The winners and losers of the Publicis-Omnicom deal aftermath

Plans to create the biggest agency in history have fallen apart. Here are the winners and losers of the Publicis-Omnicom deal that was never meant to be:

Winners
WPP: Publicis and Omnicom’s biggest rival was threatened with being usurped as the No. 1 holding company. Its place is secure in the agency hierarchy (for now) and it comes out looking good as the stablest of the three.

Merger mania: So the deal’s off. No matter: Consolidation will continue. Publicis still wants to get bigger. Interpublic was an acquisition target before, and now looks even more attractive as one because the breakup could create more deal scenarios (and competitive ones at that) for the agency. Publicis might make a play, but Havas and Dentsu are also seen as potential buyers.

Talent: After nine months of instability and uncertainty, some employees of the erstwhile merger partners might breathe a sigh of relief while others might say, to hell with this. Now might be a good time for rival agencies to start poaching talent.

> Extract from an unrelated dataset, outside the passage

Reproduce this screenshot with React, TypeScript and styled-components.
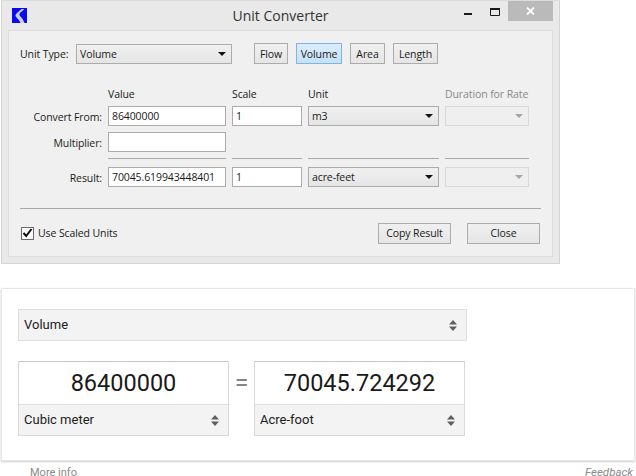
import React from "react";
import styled, { createGlobalStyle, css } from "styled-components";

const GlobalStyle = createGlobalStyle`
  html, body {
    margin: 0;
    padding: 0;
    background: #fff;
    overflow: hidden;
  }
  * {
    box-sizing: border-box;
  }
`;

const Page = styled.div`
  width: 636px;
  height: 476px;
  padding-left: 1px;
  overflow: hidden;
`;

/* desktop dialog */
const Window = styled.div`
  width: 559px;
  height: 264px;
  background: #e9e9e9;
  border: 1px solid #d4d4d4;
  border-top-color: #dcdcdc;
  padding: 0 6px 6px;
  display: flex;
  flex-direction: column;
  font-family: "Open Sans", "Noto Sans", sans-serif;
  font-size: 10.5px;
  letter-spacing: -0.1px;
  color: #1a1a1a;
`;

const TitleBar = styled.div`
  height: 29px;
  flex: none;
  display: grid;
  grid-template-columns: 1fr auto 1fr;
`;

const AppLogo = styled.svg`
  width: 15px;
  height: 15px;
  margin: 7px 0 0 4px;
`;

const TitleText = styled.div`
  font-size: 14px;
  letter-spacing: 0;
  line-height: 30px;
  color: #333;
`;

const WindowControls = styled.div`
  display: flex;
  justify-content: flex-end;
  align-items: flex-start;
`;

const ControlIcon = styled.svg`
  display: block;
`;

const MinimizeSlot = styled.div`
  width: 26px;
  height: 20px;
  padding: 12px 0 0 0;
`;

const MaximizeSlot = styled.div`
  width: 18px;
  height: 20px;
  padding-top: 7px;
`;

const CloseSlot = styled.div`
  width: 45px;
  height: 20px;
  background: #bababa;
  display: flex;
  align-items: center;
  justify-content: center;
`;

const Panel = styled.div`
  flex: 1;
  background: #f0f0f0;
  border: 1px solid #dcdcdc;
  padding: 12px 11px 0 11px;
`;

const UnitTypeRow = styled.div`
  display: flex;
  align-items: center;
  height: 21px;
`;

const UnitTypeLabel = styled.span`
  width: 56px;
  flex: none;
`;

const ToggleGroup = styled.div`
  display: flex;
  gap: 8px;
  margin-left: 22px;
`;

const ToggleButton = styled.button<{ $active?: boolean; $w: number }>`
  width: ${(p) => p.$w}px;
  height: 21px;
  padding: 0;
  font: inherit;
  letter-spacing: inherit;
  color: inherit;
  border: 1px solid #acacac;
  background: linear-gradient(#f0f0f0, #e5e5e5);
  ${(p) =>
    p.$active &&
    css`
      border-color: #7eb4ea;
      background: linear-gradient(#dcedfc, #c6e1f9);
    `}
`;

const FormGrid = styled.div`
  display: grid;
  grid-template-columns: 82px 118px 70px 131px 84px;
  column-gap: 6px;
  row-gap: 6px;
  grid-template-rows: 13px 20px 20px 3px 20px;
  margin-top: 23px;
  align-items: center;
`;

const ColumnHead = styled.div<{ $muted?: boolean }>`
  line-height: 13px;
  padding-top: 1px;
  white-space: nowrap;
  color: ${(p) => (p.$muted ? "#8a8a8a" : "inherit")};
`;

const FieldLabel = styled.div`
  text-align: right;
  padding-top: 1px;
`;

const TextField = styled.input`
  width: 100%;
  height: 20px;
  border: 1px solid #ababab;
  background: #fff;
  padding: 0 0 0 3px;
  font: inherit;
  letter-spacing: inherit;
  color: inherit;
  outline: none;
`;

const Rule = styled.div`
  height: 1px;
  align-self: start;
  background: #a9a9a9;
`;

const Empty = styled.div``;

const ComboBox = styled.div<{ $w?: number; $disabled?: boolean }>`
  width: ${(p) => (p.$w ? `${p.$w}px` : "100%")};
  height: 20px;
  flex: none;
  display: flex;
  align-items: center;
  justify-content: space-between;
  padding: 0 6px 0 3px;
  border: 1px solid #acacac;
  background: linear-gradient(#f0f0f0, #e5e5e5);
  ${(p) =>
    p.$disabled &&
    css`
      border-color: #d9d9d9;
      background: #efefef;
    `}
`;

const Arrow = styled.span<{ $disabled?: boolean }>`
  width: 0;
  height: 0;
  margin-right: -1px;
  border-left: 4px solid transparent;
  border-right: 4px solid transparent;
  border-top: 4px solid ${(p) => (p.$disabled ? "#a6a6a6" : "#111")};
`;

const Divider = styled.div`
  height: 1px;
  margin: 21px 0 0 0;
  width: 521px;
  background: #a9a9a9;
`;

const DialogFooter = styled.div`
  display: flex;
  align-items: center;
  margin-top: 13px;
  height: 22px;
  width: 520px;
`;

const CheckRow = styled.label`
  display: flex;
  align-items: center;
  gap: 4px;
  margin-left: 1px;
  flex: 1;
`;

const CheckBox = styled.span`
  width: 13px;
  height: 13px;
  border: 1px solid #6b6b6b;
  background: #fff;
  display: flex;
  align-items: center;
  justify-content: center;
`;

const DialogButton = styled.button<{ $w: number; $gap?: number }>`
  width: ${(p) => p.$w}px;
  height: 21px;
  margin-left: ${(p) => p.$gap ?? 0}px;
  padding: 0;
  font: inherit;
  letter-spacing: inherit;
  color: inherit;
  border: 1px solid #acacac;
  background: linear-gradient(#f0f0f0, #e5e5e5);
`;

/* web widget */
const Card = styled.div`
  width: 634px;
  height: 173px;
  margin-top: 24px;
  background: #fff;
  border: 1px solid #e6e6e6;
  box-shadow: 0 1px 2px rgba(0, 0, 0, 0.2);
  padding: 20px 16px 0;
  font-family: Roboto, "Liberation Sans", sans-serif;
  color: #212121;
`;

const SelectRow = styled.div<{ $w?: number; $h: number; $boxed?: boolean }>`
  width: ${(p) => (p.$w ? `${p.$w}px` : "100%")};
  height: ${(p) => p.$h}px;
  display: flex;
  align-items: center;
  justify-content: space-between;
  padding: 0 9px 0 5px;
  background: #f3f3f3;
  font-size: 13px;
  ${(p) =>
    p.$boxed
      ? css`
          border: 1px solid #dedede;
        `
      : css`
          border-top: 1px solid #dedede;
        `}
`;

const SelectText = styled.span`
  margin-bottom: 2px;
`;

const Spinner = styled.svg`
  display: block;
  flex: none;
`;

const Converter = styled.div`
  display: flex;
  margin-top: 20px;
`;

const ValueBox = styled.div`
  width: 211px;
  height: 75px;
  border: 1px solid #d9d9d9;
  border-top-color: #c6c6c6;
  border-radius: 1px;
`;

const ValueText = styled.div`
  height: 42px;
  line-height: 42px;
  text-align: center;
  font-size: 23.5px;
  color: #1a1a1a;
`;

const EqualsSign = styled.div`
  width: 25px;
  text-align: center;
  font-size: 25px;
  line-height: 43px;
  color: #858585;
`;

const LinksRow = styled.div`
  display: flex;
  justify-content: space-between;
  align-items: baseline;
  width: 634px;
  padding: 4px 2px 0 29px;
  font-family: Roboto, "Liberation Sans", sans-serif;
  font-size: 11px;
  line-height: 14px;
  color: #8a8a8a;
`;

const Feedback = styled.span`
  font-size: 11.5px;
  font-style: italic;
`;

const UpDown = () => (
  <Spinner width="8" height="11" viewBox="0 0 8 11">
    <path d="M4 0 L8 4.5 H0 Z M0 6.5 H8 L4 11 Z" fill="#5f5f5f" />
  </Spinner>
);

export default function App() {
  return (
    <Page>
      <GlobalStyle />
      <Window>
        <TitleBar>
          <AppLogo viewBox="0 0 15 15">
            <rect width="15" height="15" fill="#0a0af0" />
            <path
              d="M9.5 1 H12.5 L8 5 Q6.5 6.5 8 8 Q11 10.5 12.5 15 H8.5 Q7 11.5 4.5 9.5 Q2.5 7.5 4.5 5.5 Z"
              fill="#c9cdf4"
            />
          </AppLogo>
          <TitleText>Unit Converter</TitleText>
          <WindowControls>
            <MinimizeSlot>
              <ControlIcon width="8" height="2" viewBox="0 0 8 2">
                <rect width="8" height="2" fill="#1a1a1a" />
              </ControlIcon>
            </MinimizeSlot>
            <MaximizeSlot>
              <ControlIcon width="10" height="8" viewBox="0 0 10 8">
                <path d="M0.5 1 H9.5 V7.5 H0.5 Z" fill="none" stroke="#1a1a1a" />
                <rect width="10" height="2" fill="#1a1a1a" />
              </ControlIcon>
            </MaximizeSlot>
            <CloseSlot>
              <ControlIcon width="9" height="8" viewBox="0 0 9 8">
                <path d="M1 0.5 L8 7.5 M8 0.5 L1 7.5" stroke="#fff" strokeWidth="1.8" />
              </ControlIcon>
            </CloseSlot>
          </WindowControls>
        </TitleBar>
        <Panel>
          <UnitTypeRow>
            <UnitTypeLabel>Unit Type:</UnitTypeLabel>
            <ComboBox $w={156}>
              Volume
              <Arrow />
            </ComboBox>
            <ToggleGroup>
              <ToggleButton $w={34}>Flow</ToggleButton>
              <ToggleButton $w={46} $active>
                Volume
              </ToggleButton>
              <ToggleButton $w={35}>Area</ToggleButton>
              <ToggleButton $w={45}>Length</ToggleButton>
            </ToggleGroup>
          </UnitTypeRow>

          <FormGrid>
            <Empty />
            <ColumnHead>Value</ColumnHead>
            <ColumnHead>Scale</ColumnHead>
            <ColumnHead>Unit</ColumnHead>
            <ColumnHead $muted>Duration for Rate</ColumnHead>

            <FieldLabel>Convert From:</FieldLabel>
            <TextField readOnly value="86400000" />
            <TextField readOnly value="1" />
            <ComboBox>
              m3
              <Arrow />
            </ComboBox>
            <ComboBox $disabled>
              <span />
              <Arrow $disabled />
            </ComboBox>

            <FieldLabel>Multiplier:</FieldLabel>
            <TextField readOnly value="" />
            <Empty />
            <Empty />
            <Empty />

            <Empty />
            <Rule />
            <Rule />
            <Rule />
            <Rule />

            <FieldLabel>Result:</FieldLabel>
            <TextField readOnly value="70045.619943448401" />
            <TextField readOnly value="1" />
            <ComboBox>
              acre-feet
              <Arrow />
            </ComboBox>
            <ComboBox $disabled>
              <span />
              <Arrow $disabled />
            </ComboBox>
          </FormGrid>

          <Divider />

          <DialogFooter>
            <CheckRow>
              <CheckBox>
                <svg width="11" height="10" viewBox="0 0 11 10">
                  <path d="M1.5 5 L4.2 8 L9.5 1" fill="none" stroke="#111" strokeWidth="2" />
                </svg>
              </CheckBox>
              Use Scaled Units
            </CheckRow>
            <DialogButton $w={73}>Copy Result</DialogButton>
            <DialogButton $w={73} $gap={16}>
              Close
            </DialogButton>
          </DialogFooter>
        </Panel>
      </Window>

      <Card>
        <SelectRow $w={449} $h={32} $boxed>
          <SelectText>Volume</SelectText>
          <UpDown />
        </SelectRow>
        <Converter>
          <ValueBox>
            <ValueText>86400000</ValueText>
            <SelectRow $h={31}>
              <SelectText>Cubic meter</SelectText>
              <UpDown />
            </SelectRow>
          </ValueBox>
          <EqualsSign>=</EqualsSign>
          <ValueBox>
            <ValueText>70045.724292</ValueText>
            <SelectRow $h={31}>
              <SelectText>Acre-foot</SelectText>
              <UpDown />
            </SelectRow>
          </ValueBox>
        </Converter>
      </Card>
      <LinksRow>
        <span>More info</span>
        <Feedback>Feedback</Feedback>
      </LinksRow>
    </Page>
  );
}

Tech companies: The deal was said to have been struck to compete with hardware and software companies like Adobe, IBM and consulting firms like Price Waterhouse Coopers that offer similar functions to what the agencies are doing. Brian Wieser, senior research analyst, Pivotal Research Group, points out that they’re growing faster than the ad industry, but that agency growth is good, too, so there’s enough growth to go around.

Losers
Publicis: The agency will have some tough questions to answer about the failed merger. For example, if they were doing so well as standalone companies, as their 1Q numbers suggested, why did they need to merge so badly? After all the talk about the need for scale, how do they position themselves now? The months-long uncertainty over the merger can’t have been good for productivity and client relationships for either company; Publicis has had some recent client losses that couldn’t have been helped by the unclear path forward. The synergies it hoped for won’t materialize, either.

Omnicom: See above. The gamble wasn’t cheap; neither partner is paying a break-up fee, but Omnicom has spent just under $50 million on putting together the merger, according to SEC filings. As the more stable of the two, it had more to lose from client disruption.

Clients: Rival marketers like Coke and Pepsi, Microsoft Corp. and Google, no longer have to worry about conflicts as a result of being served by the same holding company. But as both merger partners acknowledged, the uncertainty over the talks was harmful to clients. Look for smaller and independent shops to try to exploit even now, banking on the idea that at least some of those clients may be wondering what impact that period of limbo has had on their service. “Everyone is on ice for nine months,” said Brad Kay, president of independent SS+K. “They cannot be thinking that their No. 1, 2 and 3 priority is what is best for their client.”

Google, Facebook et al.: Losers might be too strong a word for these tech powerhouses; it’s their mountains of consumer data that’s used to aid ad targeting that was said to have been part of the impetus for the Publicis-Omnicom deal in the first place. A completed merger might have enabled the platforms to cut bigger deals with the behemoth holding company, said Forrester analyst David Cooperstein, which would have meant for more predictability (though, he points out, they might have had to accept a discount).